Regrets. Maybe I would regret getting sick before I was able to begin living my life as I wish. But I may also regret it if I lost my job trying to do that and then didn't recover financially. There's pressure either way and the solution probably isn't “jumping off a cliff.”

Is the key to find my balance again? I'm still thinking sabbatical, but it won't help if I am worried about money and finding my next job the whole time. I need to sop worrying about money to start with. I often imagine winning the lottery, but can I learn to feel that I've already won the lottery? Whether it's the miraculous experience of live, or of god providing for my every need, that feeling seems feasible.

Can I learn to accept every experience as a gift from God?

I saw a video clip of a preacher saying that if all the gays and lesbians were rounded up and isolated, that we would die out because we couldn't reproduce. He must not realize that my parent's weren't gay. We don't reproduce, but we are part of the genetic fabric of humanity. Since we exist, we must have some part in the survival of our species. If we didn't exist, humanity may very well die out. Gays are necessary to the survival of our species.



It's funny. When I think about accepting everything as a gift from God, good by definition, I feel myself bracing for the worst. What if I really can expect the best?


This is a journal entry from Thursday 5/24/12

I felt like crying when I got to work today. I didn't take time to understand why. I was very unmotivated to get out of bed this morning and skipped my morning run. I'm not happy.



I'm scared. Maybe I wanted to cry because I felt vulnerable.

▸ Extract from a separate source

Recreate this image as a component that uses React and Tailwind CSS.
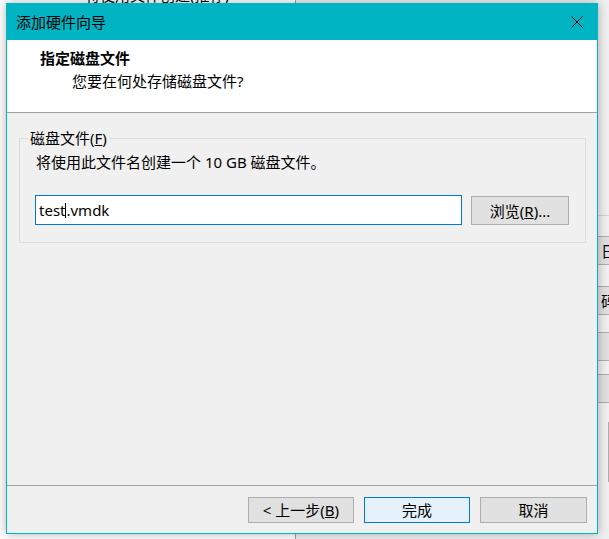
import React from 'react';

const font = { fontFamily: '"Noto Sans", "Noto Sans CJK SC", sans-serif' };

const Btn = ({ children, primary, className = '' }) => (
  <div
    className={`flex items-center justify-center h-[26px] w-[106px] border text-[15px] leading-[20px] text-black ${
      primary ? 'bg-[#e5f1fb] border-[#0078d7]' : 'bg-[#e1e1e1] border-[#adadad]'
    } ${className}`}
  >
    {children}
  </div>
);

const SideButton = ({ label }) => (
  <div className="h-[29px] bg-[#e1e1e1] border-y border-[#adadad] flex items-center pl-[41px] text-[15px] leading-[20px] text-black">
    {label}
  </div>
);

export default function App() {
  return (
    <div className="relative w-[609px] h-[539px] overflow-hidden bg-[#f0f0f0]" style={font}>
      {/* window behind the dialog */}
      <div className="flex h-full">
        <div className="w-[296px] h-full bg-white border-r border-[#a0a0a0] overflow-hidden">
          <div className="-mt-[15px] pl-[85px] text-[15px] leading-[20px] text-black whitespace-nowrap">将使用文件创建(推荐)</div>
        </div>
        <div className="flex-1" />
        <div className="w-[49px] h-full overflow-hidden bg-[#f0f0f0]">
          <div className="h-[215px]" />
          <div className="h-[21px] border-t border-[#d6d6d6]" />
          <SideButton label="日" />
          <div className="h-[21px]" />
          <SideButton label="码" />
          <div className="h-[17px]" />
          <SideButton label="" />
          <div className="h-[13px]" />
          <SideButton label="" />
          <div className="h-[19px]" />
          <div className="ml-[48px] h-[60px] bg-white border-l border-[#adadad]" />
        </div>
      </div>

      {/* dialog */}
      <div className="absolute left-[6px] top-[3px] w-[592px] h-[531px] border border-[#00b4c3] bg-[#f0f0f0] flex flex-col shadow-[0_0_10px_rgba(0,0,0,0.3)]">
        <div className="h-[36px] bg-[#00b4c3] flex items-center justify-between pl-[9px] pr-[14px]">
          <span className="text-[15px] leading-[20px] text-black">添加硬件向导</span>
          <svg width="12" height="12" viewBox="0 0 12 12" className="mt-[-1px]">
            <path d="M0.5 0.5 L11.5 11.5 M11.5 0.5 L0.5 11.5" stroke="#000" strokeWidth="1" fill="none" />
          </svg>
        </div>

        <div className="h-[73px] bg-white border-b border-[#a0a0a0] pt-[8px]">
          <div className="pl-[33px] text-[15px] leading-[20px] font-bold text-black">指定磁盘文件</div>
          <div className="pl-[65px] mt-[3px] text-[15px] leading-[20px] text-black">您要在何处存储磁盘文件?</div>
        </div>

        <div className="flex-1 pt-[25px]">
          <div className="relative ml-[12px] mr-[11px] border border-[#dcdcdc] pt-[13px] pl-[15px] pr-[15px] pb-[17px]">
            <span className="absolute -top-[11px] left-[8px] px-[2px] bg-[#f0f0f0] text-[15px] leading-[20px] text-black">
              磁盘文件(<span className="underline">F</span>)
            </span>
            <div className="ml-[1px] text-[15px] leading-[20px] text-black">将使用此文件名创建一个 10 GB 磁盘文件。</div>
            <div className="mt-[23px] flex items-start">
              <div className="w-[427px] h-[30px] bg-white border border-[#0078d7] flex items-center pl-[3px] text-[15px] leading-[20px] text-black">
                test<span className="inline-block w-px h-[15px] bg-black" />.vmdk
              </div>
              <div className="ml-[9px] mt-[1px] w-[98px] h-[29px] bg-[#e1e1e1] border border-[#adadad] flex items-center justify-center text-[15px] leading-[20px] text-black">
                浏览(<span className="underline">R</span>)...
              </div>
            </div>
          </div>
        </div>

        <div className="h-[48px] border-t border-[#a0a0a0] pt-[11px] pr-[10px] flex justify-end gap-[10px]">
          <Btn>&lt; 上一步(<span className="underline">B</span>)</Btn>
          <Btn primary>完成</Btn>
          <Btn className="w-[107px]">取消</Btn>
        </div>
      </div>
    </div>
  );
}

Is the time I spend being quiet and journaling just a way to stuff my feelings? Am I tamping my feelings down? I feel exhausted. I want to cry because I can't keep going. I can't keep pushing. I can't keep fearing. I can't keep doing whatever it is I do. How do I surrender? How do I give up? How do I quit? Quit fighting.

Stop fighting. I accept God's will and God's will is good. My job is to know that God is good actually, and not just in an abstract sense. My job is to be excited about being showered with God's good. I don't have to figure it out. I can just know that I don't have the whole story. Everything is good, beyond my wildest imagination.


This is a journal entry from Friday 5/25/12

Maybe I am caught up. I don't feel any huge pressure in this moment. Maybe I'm always caught up. There will always be something to do, so I can't wait for everything to be done before I feel caught up.

I want to create some images. I want them to represent me expressing my power. I want them to represent my power. I want them to represent my prosperity. I want them to represent my authenticity.

I see myself as one aspect of the universal life, shred by all living things. This is my authentic nature. What does my power look like? I don't want to answer quickly.